Cyberduck sample configuration.

FTP on Ruddle

If you are connecting to Ruddle, which requires Multi-Factor Authentication, there are a couple additional steps.

You will need to change the Cyberduck preferences to "Use browser connection" instead of "open multiple connections". This can be found under Cyberduck > Preferences > Transfers > General.

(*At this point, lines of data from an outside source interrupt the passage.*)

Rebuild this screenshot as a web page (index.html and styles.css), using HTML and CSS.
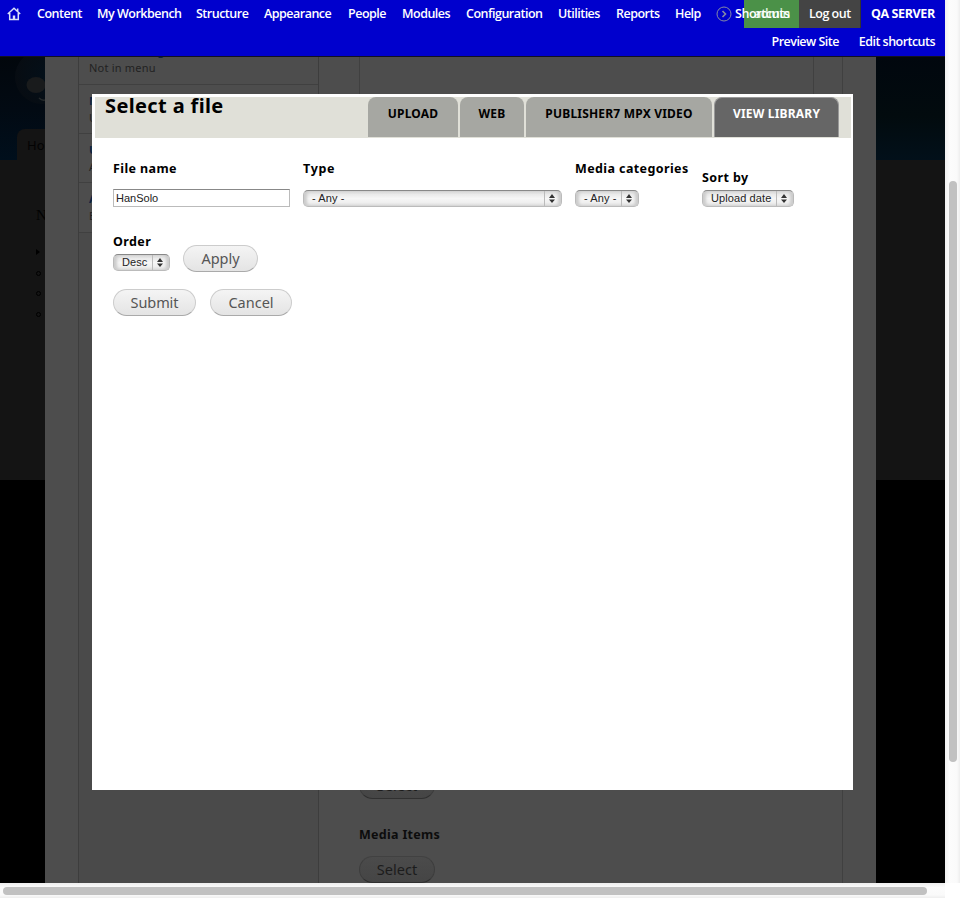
FILE: index.html
```html
<!DOCTYPE html>
<html lang="en">
<head>
<meta charset="utf-8">
<title>Select a file</title>
<link rel="stylesheet" href="styles.css">
</head>
<body>
<div class="window">
  <div class="viewport">
    <div class="site">
      <div class="site-header">
        <svg class="logo" width="45" height="104" viewBox="0 0 45 104">
          <defs><radialGradient id="drop" cx=".65" cy=".5" r=".65"><stop offset="0" stop-color="#03101a"/><stop offset="1" stop-color="#070c12"/></radialGradient></defs>
          <circle cx="42" cy="21" r="27" fill="url(#drop)"/>
          <ellipse cx="36" cy="29" rx="9.500" ry="8" fill="#191b1c"/>
          <path d="M39 42q3 3 6 2" stroke="#25292b" stroke-width="1.500" fill="none"/>
        </svg>
        <div class="site-tab">Home</div>
      </div>
      <div class="site-nav">
        <h2>Navigation</h2>
        <ul><li class="closed"></li><li></li><li></li><li></li></ul>
      </div>
      <div class="site-footer"></div>
    </div>
    <div class="panel">
      <div class="node-form">
        <div class="vertical-tabs">
          <div class="vtab first"><b>Menu settings</b><span>Not in menu</span></div>
          <div class="vtab"><b>Menu</b><span>Unlisted</span></div>
          <div class="vtab"><b>URL</b><span>Automatic</span></div>
          <div class="vtab"><b>Authoring</b><span>By admin</span></div>
        </div>
        <div class="fields">
          <div class="body-box"></div>
          <div class="button dim">Select</div>
          <div class="field-label">Media Items</div>
          <div class="button dim">Select</div>
        </div>
      </div>
    </div>
    <nav class="toolbar">
      <div class="menu">
        <svg width="14" height="14" viewBox="0 0 14 14" fill="none" stroke="#d8e0f8" stroke-width="1.500"><path d="M.8 7 7 1.300 13.200 7M2.700 6v6.600h8.600V6M10.700 1.500v3"/><path d="M7 8.500v4" stroke-width="2.400"/></svg>
        <a>Content</a><a>My Workbench</a><a>Structure</a><a>Appearance</a><a>People</a><a>Modules</a><a>Configuration</a><a>Utilities</a><a>Reports</a><a>Help</a>
        <svg width="16" height="16" viewBox="0 0 16 16" fill="none" stroke="#858aa5"><circle cx="8" cy="8" r="7"/><path d="m6.500 5 3 3-3 3" stroke-width="1.600"/></svg>
        <div class="user"><a class="account">admin</a><a class="logout">Log out</a><a class="server">QA SERVER</a></div>
        <a class="shortcuts">Shortcuts</a>
      </div>
      <div class="shortcut-bar"><a class="preview">Preview Site</a><a class="edit">Edit shortcuts</a></div>
    </nav>
    <section class="modal">
      <header>
        <h1>Select a file</h1>
        <div class="tabs"><a class="t1">UPLOAD</a><a class="t2">WEB</a><a class="t3">PUBLISHER7 MPX VIDEO</a><a class="t4 active">VIEW LIBRARY</a></div>
      </header>
      <div class="filters">
        <label><span class="l-name">File name</span><span class="input">HanSolo</span></label>
        <label><span class="l-type">Type</span><span class="select">- Any -<i><svg width="6" height="9" viewBox="0 0 6 9"><path d="M0 4 3 0l3 4zM0 5.500h6L3 9z"/></svg></i></span></label>
        <label><span class="l-media">Media categories</span><span class="select s-any">- Any -<i><svg width="6" height="9" viewBox="0 0 6 9"><path d="M0 4 3 0l3 4zM0 5.500h6L3 9z"/></svg></i></span></label>
        <label class="sort"><span class="l-sort">Sort by</span><span class="select s-date">Upload date<i><svg width="6" height="9" viewBox="0 0 6 9"><path d="M0 4 3 0l3 4zM0 5.500h6L3 9z"/></svg></i></span></label>
      </div>
      <div class="order-row">
        <label><span class="l-order">Order</span><span class="select s-desc">Desc<i><svg width="6" height="9" viewBox="0 0 6 9"><path d="M0 4 3 0l3 4zM0 5.500h6L3 9z"/></svg></i></span></label>
        <div class="button apply">Apply</div>
      </div>
      <div class="actions"><div class="button submit">Submit</div><div class="button cancel">Cancel</div></div>
    </section>
  </div>
  <div class="vbar"><div></div></div>
  <div class="hbar"><div></div></div>
</div>
</body>
</html>
```
FILE: styles.css
```css
* { box-sizing: border-box; }
body { margin: 0; background: #fff; font-family: "Noto Sans", sans-serif; }
h1, h2, ul { margin: 0; padding: 0; }
.window { display: grid; grid-template: 883px 15px / 945px 15px; width: 960px; height: 898px; overflow: hidden; }
.viewport { position: relative; overflow: hidden; background: #000; }

/* dimmed site */
.site { display: flex; flex-direction: column; height: 883px; }
.site-header { height: 160px; padding-top: 56px; position: relative; background: linear-gradient(#02070c 56px, #020a13 110px, #000f1c); flex: none; }
.site-header::after { content: ""; position: absolute; left: 876px; right: 0; top: 56px; bottom: 0; background: linear-gradient(#01070e, #020b0e 60px, #02101a); }
.logo { display: block; }
.site-tab { position: absolute; left: 17px; top: 129px; width: 80px; height: 31px; padding: 6px 10px; border-radius: 8px 0 0 0; background: #141414; color: #030303; font-size: 13px; line-height: 20px; }
.site-nav { height: 320px; background: #141414; padding: 45px 0 0 36px; flex: none; }
.site-nav h2 { font: 15px/20px "Liberation Serif", serif; color: #020202; }
.site-nav ul { list-style: none; padding-top: 24px; display: flex; flex-direction: column; gap: 15.500px; }
.site-nav li { width: 5px; height: 5px; border: 1px solid #000; border-radius: 50%; }
.site-nav .closed { width: 0; height: 6px; border-width: 3px 0 3px 4px; border-color: transparent transparent transparent #000; border-radius: 0; }
.site-footer { flex: 1; background: #000; }

/* dimmed overlay form */
.panel { position: absolute; left: 45px; top: 0; width: 831px; height: 883px; background: #4d4d4d; padding-left: 33px; }
.node-form { display: grid; grid-template-columns: 241px 1fr; width: 765px; height: 883px; border-right: 1px solid #404040; }
.vertical-tabs { border: solid #3d3d3d; border-width: 0 1px; background: #4a4a4a; }
.vtab { height: 49px; padding: 7px 10px; background: #4d4d4d; border-bottom: 1px solid #404040; font-size: 11px; line-height: 17px; letter-spacing: .2px; color: #222; }
.vtab b { display: block; color: #0b2240; }
.vtab span { display: block; }
.vtab.first { height: 85px; padding-top: 42px; }
.vtab:last-child { height: 50px; }
.fields { padding-left: 40px; }
.body-box { width: 455px; height: 772px; border: solid #404040; border-width: 0 1px; }
.button.dim { width: 76px; background: linear-gradient(#4b4b4b, #454545); border-color: #414141 #3d3d3d #303030; color: #1c1c1c; }
.field-label { margin: 26px 0 12px; font-size: 12.500px; line-height: 19px; font-weight: 700; letter-spacing: .3px; color: #0c0c0c; }

/* toolbar */
.toolbar { position: absolute; left: 0; top: 0; width: 945px; height: 57px; background: #0000cd; border-bottom: 1px solid #111122; font: 600 12.500px/28px "Open Sans", sans-serif; color: #fff; white-space: nowrap; letter-spacing: -.53px; }
.menu { display: grid; grid-template-columns: 30px 60px 99px 68px 84px 54px 64px 92px 58px 59px 41px 28px 201px; padding-left: 7px; height: 28px; position: relative; letter-spacing: -.5px; }
.menu > svg { align-self: center; }
.user { display: flex; height: 28px; }
.account { width: 55px; padding-left: 10px; background: #4b9148; color: #d8f0d8; }
.logout { width: 62px; padding-left: 10px; background: #444; border-right: 1px solid #333; }
.server { padding-left: 10px; font-weight: 700; letter-spacing: -.4px; }
.shortcuts { position: absolute; left: 735px; top: 0; letter-spacing: -.4px; }
.shortcut-bar { display: flex; justify-content: flex-end; gap: 20px; padding-right: 10px; }

/* dialog */
.modal { position: absolute; left: 92px; top: 94px; width: 761px; height: 696px; background: #fff; padding: 3px 2px 0 3px; }
.modal header { display: flex; height: 41px; background: #e0e0d8; justify-content: space-between; padding: 0 12px 0 10px; }
h1 { font-size: 20px; line-height: 18px; font-weight: 700; letter-spacing: .37px; white-space: nowrap; }
.tabs { display: grid; grid-template-columns: 90px 64px 186px 125px; column-gap: 2px; height: 40px; font: 700 12px/33px "Noto Sans", sans-serif; text-align: center; white-space: nowrap; }
.tabs a { background: #a6a7a2; border-radius: 8px 8px 0 0; letter-spacing: .2px; }
.tabs .active { background: #666; color: #fff; border: 1px solid #999; border-width: 1px 1px 0; line-height: 31px; }
.filters { display: grid; grid-template-columns: 190px 272px 127px 92px; padding: 21px 0 0 18px; height: 95px; }
label { display: block; font-size: 12.500px; font-weight: 700; letter-spacing: .4px; white-space: nowrap; }
label > span:first-child { display: block; line-height: 20px; width: max-content; }
.l-type { letter-spacing: .7px; }
.select, .input { display: flex; font: 11px/15px "Liberation Sans", sans-serif; letter-spacing: .1px; color: #222; }
.input { width: 177px; height: 18px; margin-top: 10px; padding: 1px 2px; border: 1px solid #bbb; border-top-color: #888; letter-spacing: 0; }
.select { width: 259px; height: 17px; margin-top: 11px; padding-left: 8px; justify-content: space-between; border: 1px solid #aaa; border-color: #888 #bbb #bbb; border-radius: 5px; background: linear-gradient(#e0e0e0, #f6f6f6 50%, #e9e9e9); box-shadow: inset 3px 0 3px #ccc, inset -3px 0 3px #ccc; }
.select i { width: 17px; border-left: 1px solid #bbb; display: flex; align-items: center; padding-left: 4px; }
.select svg { fill: #333; display: block; }
.s-any { width: 64px; }
.s-date { width: 92px; }
.s-desc { width: 57px; margin-top: 2px; }
.sort { padding-top: 9px; }
.sort .select { margin-top: 2px; }
.order-row { display: flex; padding: 0 18px; gap: 13px; height: 55px; margin-top: -1px; }
.button { width: 83px; height: 27px; border: 1px solid #ccc; border-bottom-color: #aaa; border-radius: 14px; background: linear-gradient(#f4f4f4, #e4e4e4); font-size: 14.500px; line-height: 25px; text-align: center; color: #555; }
.apply { width: 75px; margin-top: 13px; }
.actions { display: flex; padding: 2px 18px; gap: 14px; }
.submit { letter-spacing: -.1px; }
.cancel { width: 82px; }

/* scrollbars */
.vbar { background: linear-gradient(90deg, #f0f0f0, #fcfcfc 30%, #fafafa 80%, #eee); padding: 181px 0 0 4px; }
.vbar div { width: 8px; height: 581px; border-radius: 4px; background: #c1c1c1; }
.hbar { background: linear-gradient(#eee, #fcfcfc 30%, #fafafa 80%, #eee); padding: 4px 0 0 3px; }
.hbar div { width: 924px; height: 8px; border-radius: 4px; background: #c1c1c1; }
```
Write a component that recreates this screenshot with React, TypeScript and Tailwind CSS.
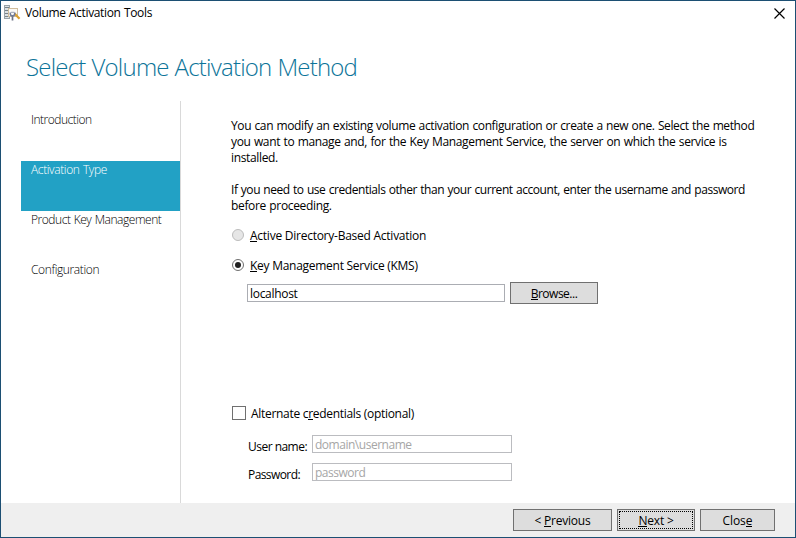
import React from 'react';

function AppIcon() {
  return (
    <svg width="17" height="17" viewBox="0 0 17 17" className="shrink-0" shapeRendering="crispEdges">
      <rect x="0" y="0" width="6" height="14" fill="#9aa3a8" />
      <rect x="1" y="1" width="4" height="12" fill="#dde2e4" />
      <path d="M1 2.500h4M1 5.500h3M1 8.500h3M1 11.500h3" stroke="#78838a" />
      <rect x="4" y="3" width="10" height="9" fill="#d0bd9c" />
      <rect x="5" y="4" width="8" height="7" fill="#fbf9f5" />
      <g shapeRendering="auto" fill="none">
        <path d="M10.500 8.500l5 5.300" stroke="#dba02f" strokeWidth="2.200" />
        <path d="M8.500 10v5.500" stroke="#6b7183" strokeWidth="1.700" />
        <path d="M6.300 7.500v1.300a2.200 2.200 0 0 0 4.400 0V7.500" stroke="#717c98" strokeWidth="1.500" />
        <path d="M7 7.300h3.500" stroke="#99a1b2" />
      </g>
    </svg>
  );
}

const steps = [
  { label: 'Introduction', tracking: 'tracking-[-0.5px]' },
  { label: 'Activation Type', tracking: 'tracking-[-0.38px]', active: true },
  { label: 'Product Key Management', tracking: 'tracking-[-0.46px]' },
  { label: 'Configuration', tracking: 'tracking-[-0.38px]' },
];

function Key({ children }: { children: string }) {
  return <span className="inline-block h-[13px] border-b border-current leading-[13px]">{children}</span>;
}

function Button({ className, children }: { className: string; children: React.ReactNode }) {
  return (
    <button className={`flex h-[22px] items-center justify-center border border-[#707070] bg-[#dddddd] ${className}`}>
      {children}
    </button>
  );
}

export default function App() {
  return (
    <div className="flex h-[538px] w-[796px] flex-col overflow-hidden border border-[#1c4f73] bg-white font-['Open_Sans','Noto_Sans',sans-serif] text-[12px] leading-4 whitespace-pre text-black">
      <header className="flex h-6 shrink-0 items-center pl-[3px]">
        <AppIcon />
        <span className="ml-1 tracking-[-0.34px] [word-spacing:0.5px]">Volume Activation Tools</span>
        <svg width="11" height="11" viewBox="0 0 11 11" className="mr-[10px] ml-auto">
          <path d="M.5.5l10 10M10.500.5l-10 10" stroke="#000" strokeWidth="1.200" />
        </svg>
      </header>
      <h1 className="h-[76px] shrink-0 pt-[26px] pl-[25px] text-[24px] leading-8 font-light tracking-[-0.79px] [word-spacing:0.5px] text-[#0c7499]">
        Select Volume Activation Method
      </h1>
      <div className="flex h-[402px] shrink-0">
        <nav className="flex w-[180px] shrink-0 flex-col border-r border-[#d9d9d9] pt-[10px] pl-5 font-[350] [word-spacing:0.6px]">
          {steps.map((s) => (
            <div key={s.label} className={`h-[50px] shrink-0 pt-px pl-[10px] ${s.tracking} ${s.active ? 'bg-[#22a1c5] text-white' : 'text-black'}`}>
              {s.label}
            </div>
          ))}
        </nav>
        <main className="flex flex-col pt-[17px] pl-[50px]">
          <div className="h-[110px] [word-spacing:0.6px]">
            <p className="tracking-[-0.38px]">You can modify an existing volume activation configuration or create a new one. Select the method</p>
            <p className="tracking-[-0.35px]">you want to manage and, for the Key Management Service, the server on which the service is</p>
            <p className="tracking-[-0.35px]">installed.</p>
            <p className="mt-4 tracking-[-0.44px]">If you need to use credentials other than your current account, enter the username and password</p>
            <p className="tracking-[-0.34px]">before proceeding.</p>
          </div>
          <label className="flex h-4 items-start pl-px">
            <span className="mt-px mr-[6px] size-3 rounded-full border border-[#bcbcbc] bg-[#e6e6e6]" />
            <span className="tracking-[-0.25px]"><Key>A</Key>ctive Directory-Based Activation</span>
          </label>
          <label className="mt-[14px] flex h-4 items-start pl-px">
            <span className="mt-px mr-[6px] flex size-3 items-center justify-center rounded-full border border-[#707070] bg-white">
              <span className="size-[6px] rounded-full bg-[#212121]" />
            </span>
            <span className="tracking-[-0.27px]"><Key>K</Key>ey Management Service (KMS)</span>
          </label>
          <div className="mt-2 flex h-[22px] items-center pl-4">
            <div className="mr-[5px] flex h-[18px] w-[258px] items-center border border-[#abadb3] pt-px pl-[2px] tracking-[-0.3px]">localhost</div>
            <Button className="w-[88px] pt-[2px] tracking-[-0.5px]"><span><Key>B</Key>rowse...</span></Button>
          </div>
          <label className="mt-[102px] flex h-4 items-start pl-px">
            <span className="mr-[5px] size-[14px] border border-[#707070] bg-white" />
            <span className="tracking-[-0.3px]">Alternate c<Key>r</Key>edentials (optional)</span>
          </label>
          <div className="mt-[13px] flex h-[18px] pl-[17px]">
            <span className="w-16 pt-1 tracking-[-0.52px]">User name:</span>
            <div className="flex w-[200px] items-center border border-[#bbbcc0] pt-px pl-[2px] tracking-[-0.48px] text-[#a6a6a6]">domain\username</div>
          </div>
          <div className="mt-[10px] flex h-[18px] pl-[17px]">
            <span className="w-16 pt-1 tracking-[-0.58px]">Password:</span>
            <div className="flex w-[200px] items-center border border-[#bbbcc0] pt-px pl-[2px] tracking-[-0.48px] text-[#a6a6a6]">password</div>
          </div>
        </main>
      </div>
      <footer className="flex flex-1 items-start justify-end gap-[5px] bg-[#efefef] pt-[6px] pr-5">
        <Button className="w-[99px] pt-px tracking-[-0.24px]"><span>{'< '}<Key>P</Key>revious</span></Button>
        <Button className="w-[78px] p-px tracking-[-0.2px]">
          <span className="flex size-full items-center justify-center border border-dotted border-black pt-px"><span><Key>N</Key>{'ext >'}</span></span>
        </Button>
        <Button className="w-[75px] pt-px tracking-[-0.1px]"><span>Clos<Key>e</Key></span></Button>
      </footer>
    </div>
  );
}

Then once you establish your connection, you will prompted with a "Partial authentication success" window. In the password field, type in "push" to receive a push approval notification to the Duo app on your phone. Alternate multi-factor authentications can be used by enter the following words in the password field:

  • "push" to receive a push notification to your smart phone (requires the Duo mobile app)
  • "sms" to receive a verification passcode via text message
  • "phone" to receive a phone call

Object Storage Transfers

To move data to and from object stores such as AWS S3, or GCP cloud storage, we recommend using rclone. It is installed as a module on all of the clusters. You can use to to copy files, sync directories, etc. See http://rclone.org

To begin, configure a connection by running

rclone configure

You'll be prompted for a name for the connection (e.g mys3), and then details about the connection. Once you've saved that configuration, you can use that connection name to copy files:

rclone copy localpath/myfile mys3:bucketname/
rclone sync localpath/mydir mys3:bucketname/remotedir

We recommend that you protect your configurations with a password. You'll see that as an option when you run rclone config.

Large Transfers (Globus)

For larger transfers both within Yale and to external collaborators, we recommend using Globus. Globus is a file transfer service that is efficient and easy to use. It has several advantages:

  • Globus can robustly and quickly transfer large files, and large collections of files
  • Files can be transferred between your computer and the clusters
  • Files can be transferred between Yale and other sites
  • There is a simple web interface for starting and monitoring transfers, as well as a command line interface.
  • You can provide access to specific files or directories to non-Yale people in a secure way.

We have set up Globus endpoints on most of the Yale clusters. Globus uses gridftp to perform transfers in parallel. Globus works a bit differently than other transfer services such as ftp or rsync. With Globus, files are always transferred between two "endpoints". One endpoint is always a Globus server, such as the ones we've set up on the clusters. The other endpoint can be a second server, or a Globus connect personal endpoint, which is a desktop application.

​Get Started with Globus

  1. In a browser, go to www.globus.org.
  2. Click on "Login".
  3. Use the pulldown to select Yale in the list of organizations and click "Continue".
  4. If you are not already logged into CAS, you will be asked for netid and password.
  5. You'll see a transfer panel with dual panes. Enter an endpoint name in the left endpoint box, e.g. yale#grace.
  6. The file browser will show you the directories in the root directory that Globus is exporting, normally /
  7. Browse to any directory you can normally access, such as your home directory.
  8. Enter another endpoint name in the right endpoint box, and browse to your chosen directory.
  9. Select one or more files in either the left or right box, and click the < or > button to transfer the files in that direction.

For more information, see the official Globus Documentation.

Cluster Endpoints

We currently support endpoints for the following clusters

  • Grace: yale#grace
  • Farnam: yale#farnam
  • Omega: yale#omega
  • Ruddle: yale#ruddle

All of these endpoints provide access to all files you normally have access to, except sequencing data on Ruddle.

Google Drive Endpoints

See our Google Drive Documentation for instructions for using Globus to transfer data to Eliapps Google Drive.

Setup an Endpoint on Your Own Computer

You can set up your own endpoint for transferring data to and from your own computer. This is called Globus Connect, and you can find instructions here.

Share Data with non-Yale Collaborators

Among Globus' greatest features is the ability to allow collaborators at other institutions access to specific files or directories. This is done by creating a "shared endpoint" and setting the permissions on that endpoint. Please the official Globus documentation on sharing for detailed instructions.